======== DATASET SECTION

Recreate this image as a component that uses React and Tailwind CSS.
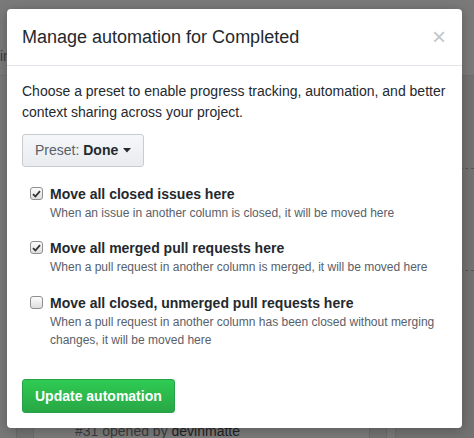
import React from "react";

function Check({ checked }) {
  return (
    <span
      className={`mt-[3px] flex h-[13px] w-[13px] shrink-0 items-center justify-center rounded-[3px] border border-[#8f8f8f] bg-gradient-to-b from-[#fcfcfc] to-[#dedede]`}
    >
      {checked && (
        <svg width="9" height="8" viewBox="0 0 9 8">
          <path d="M1 4.2 L3.4 6.5 L8 1.2" fill="none" stroke="#333" strokeWidth="1.8" />
        </svg>
      )}
    </span>
  );
}

function Option({ checked, title, desc }) {
  return (
    <div className="flex gap-[7px] pl-[8px]">
      <Check checked={checked} />
      <div>
        <div className="text-[14px] font-bold leading-[20px] text-[#24292e]">{title}</div>
        <div className="text-[12px] leading-[18px] text-[#586069]">{desc}</div>
      </div>
    </div>
  );
}

export default function App() {
  return (
    <div
      className="relative h-[438px] w-[474px] overflow-hidden bg-[#787878]"
      style={{ fontFamily: '"Liberation Sans", Arial, sans-serif' }}
    >
      {/* dimmed page behind */}
      <div className="flex h-full flex-col">
        <div className="h-[76px] border-b border-[#6f6f6f] bg-[#7a7a7a] pt-[46px] text-[14px] text-[#3a3a3a]">
          <span>in</span>
        </div>
        <div className="flex flex-1 gap-[8px] pl-[16px]">
          <div className="flex w-[371px] flex-col border-x border-[#6a6a6a] bg-[#727272] pt-[75px]">
            <div className="flex-1" />
            <div className="mx-[16px] h-[24px] rounded-t-[3px] border-x border-t border-[#6a6a6a] bg-[#7a7a7a] pl-[41px] pt-[6px] text-[14px] text-[#3a3a3a]">
              #31 opened by <span className="text-[#222]">devinmatte</span>
            </div>
          </div>
          <div className="flex flex-1 flex-col border-l border-[#6a6a6a] bg-[#727272]">
            <div className="mt-[92px] ml-[58px] border-t border-dashed border-[#555]" />
            <div className="mt-[101px] ml-[58px] border-t border-dashed border-[#555]" />
          </div>
        </div>
      </div>

      {/* modal */}
      <div className="absolute left-[7px] top-[9px] w-[455px] rounded-[4px] bg-white text-[#24292e] shadow-[0_2px_12px_rgba(0,0,0,0.25)]">
        <div className="flex h-[57px] items-center justify-between border-b border-[#e1e4e8] pl-[15px] pr-[16px]">
          <h2 className="text-[18px] font-normal leading-[26px] text-[#24292e]">Manage automation for Completed</h2>
          <span className="text-[24px] leading-none text-[#c3c6ca]">×</span>
        </div>
        <div className="px-[15px] pt-[15px] pb-[15px]">
          <p className="text-[14px] leading-[21px] text-[#24292e]">
            Choose a preset to enable progress tracking, automation, and better context sharing across your project.
          </p>
          <button className="mt-[11px] flex h-[33px] items-center rounded-[3px] border border-[#c8cbcf] bg-gradient-to-b from-[#f5f7f9] to-[#e9ecef] px-[12px] text-[14px] text-[#586069]">
            Preset:&nbsp;<b className="text-[#24292e]">Done</b>
            <svg className="ml-[5px]" width="8" height="5" viewBox="0 0 8 5">
              <path d="M0 0 L8 0 L4 4.5 Z" fill="#24292e" />
            </svg>
          </button>
          <div className="mt-[17px] flex flex-col gap-[16px]">
            <Option
              checked
              title="Move all closed issues here"
              desc="When an issue in another column is closed, it will be moved here"
            />
            <Option
              checked
              title="Move all merged pull requests here"
              desc="When a pull request in another column is merged, it will be moved here"
            />
            <div className="pt-[1px]">
              <Option
                title="Move all closed, unmerged pull requests here"
                desc="When a pull request in another column has been closed without merging changes, it will be moved here"
              />
            </div>
          </div>
          <button className="mt-[30px] h-[34px] rounded-[3px] border border-[#26a148] bg-gradient-to-b from-[#2fcb53] to-[#28a745] px-[12px] text-[14px] font-bold text-white">
            Update automation
          </button>
        </div>
      </div>
    </div>
  );
}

================

WHAT NEEDS TO BE DONE:
Omit every picture while copying the listing above exactly.

RESULT FOR THIS EXERCISE:
Recreate this image as a component that uses React and Tailwind CSS.
import React from "react";

function Check({ checked }) {
  return (
    <span
      className={`mt-[3px] flex h-[13px] w-[13px] shrink-0 items-center justify-center rounded-[3px] border border-[#8f8f8f] bg-gradient-to-b from-[#fcfcfc] to-[#dedede]`}
    >
      {checked && (
        <svg width="9" height="8" viewBox="0 0 9 8">
          <path d="M1 4.2 L3.4 6.5 L8 1.2" fill="none" stroke="#333" strokeWidth="1.8" />
        </svg>
      )}
    </span>
  );
}

function Option({ checked, title, desc }) {
  return (
    <div className="flex gap-[7px] pl-[8px]">
      <Check checked={checked} />
      <div>
        <div className="text-[14px] font-bold leading-[20px] text-[#24292e]">{title}</div>
        <div className="text-[12px] leading-[18px] text-[#586069]">{desc}</div>
      </div>
    </div>
  );
}

export default function App() {
  return (
    <div
      className="relative h-[438px] w-[474px] overflow-hidden bg-[#787878]"
      style={{ fontFamily: '"Liberation Sans", Arial, sans-serif' }}
    >
      {/* dimmed page behind */}
      <div className="flex h-full flex-col">
        <div className="h-[76px] border-b border-[#6f6f6f] bg-[#7a7a7a] pt-[46px] text-[14px] text-[#3a3a3a]">
          <span>in</span>
        </div>
        <div className="flex flex-1 gap-[8px] pl-[16px]">
          <div className="flex w-[371px] flex-col border-x border-[#6a6a6a] bg-[#727272] pt-[75px]">
            <div className="flex-1" />
            <div className="mx-[16px] h-[24px] rounded-t-[3px] border-x border-t border-[#6a6a6a] bg-[#7a7a7a] pl-[41px] pt-[6px] text-[14px] text-[#3a3a3a]">
              #31 opened by <span className="text-[#222]">devinmatte</span>
            </div>
          </div>
          <div className="flex flex-1 flex-col border-l border-[#6a6a6a] bg-[#727272]">
            <div className="mt-[92px] ml-[58px] border-t border-dashed border-[#555]" />
            <div className="mt-[101px] ml-[58px] border-t border-dashed border-[#555]" />
          </div>
        </div>
      </div>

      {/* modal */}
      <div className="absolute left-[7px] top-[9px] w-[455px] rounded-[4px] bg-white text-[#24292e] shadow-[0_2px_12px_rgba(0,0,0,0.25)]">
        <div className="flex h-[57px] items-center justify-between border-b border-[#e1e4e8] pl-[15px] pr-[16px]">
          <h2 className="text-[18px] font-normal leading-[26px] text-[#24292e]">Manage automation for Completed</h2>
          <span className="text-[24px] leading-none text-[#c3c6ca]">×</span>
        </div>
        <div className="px-[15px] pt-[15px] pb-[15px]">
          <p className="text-[14px] leading-[21px] text-[#24292e]">
            Choose a preset to enable progress tracking, automation, and better context sharing across your project.
          </p>
          <button className="mt-[11px] flex h-[33px] items-center rounded-[3px] border border-[#c8cbcf] bg-gradient-to-b from-[#f5f7f9] to-[#e9ecef] px-[12px] text-[14px] text-[#586069]">
            Preset:&nbsp;<b className="text-[#24292e]">Done</b>
            <svg className="ml-[5px]" width="8" height="5" viewBox="0 0 8 5">
              <path d="M0 0 L8 0 L4 4.5 Z" fill="#24292e" />
            </svg>
          </button>
          <div className="mt-[17px] flex flex-col gap-[16px]">
            <Option
              checked
              title="Move all closed issues here"
              desc="When an issue in another column is closed, it will be moved here"
            />
            <Option
              checked
              title="Move all merged pull requests here"
              desc="When a pull request in another column is merged, it will be moved here"
            />
            <div className="pt-[1px]">
              <Option
                title="Move all closed, unmerged pull requests here"
                desc="When a pull request in another column has been closed without merging changes, it will be moved here"
              />
            </div>
          </div>
          <button className="mt-[30px] h-[34px] rounded-[3px] border border-[#26a148] bg-gradient-to-b from-[#2fcb53] to-[#28a745] px-[12px] text-[14px] font-bold text-white">
            Update automation
          </button>
        </div>
      </div>
    </div>
  );
}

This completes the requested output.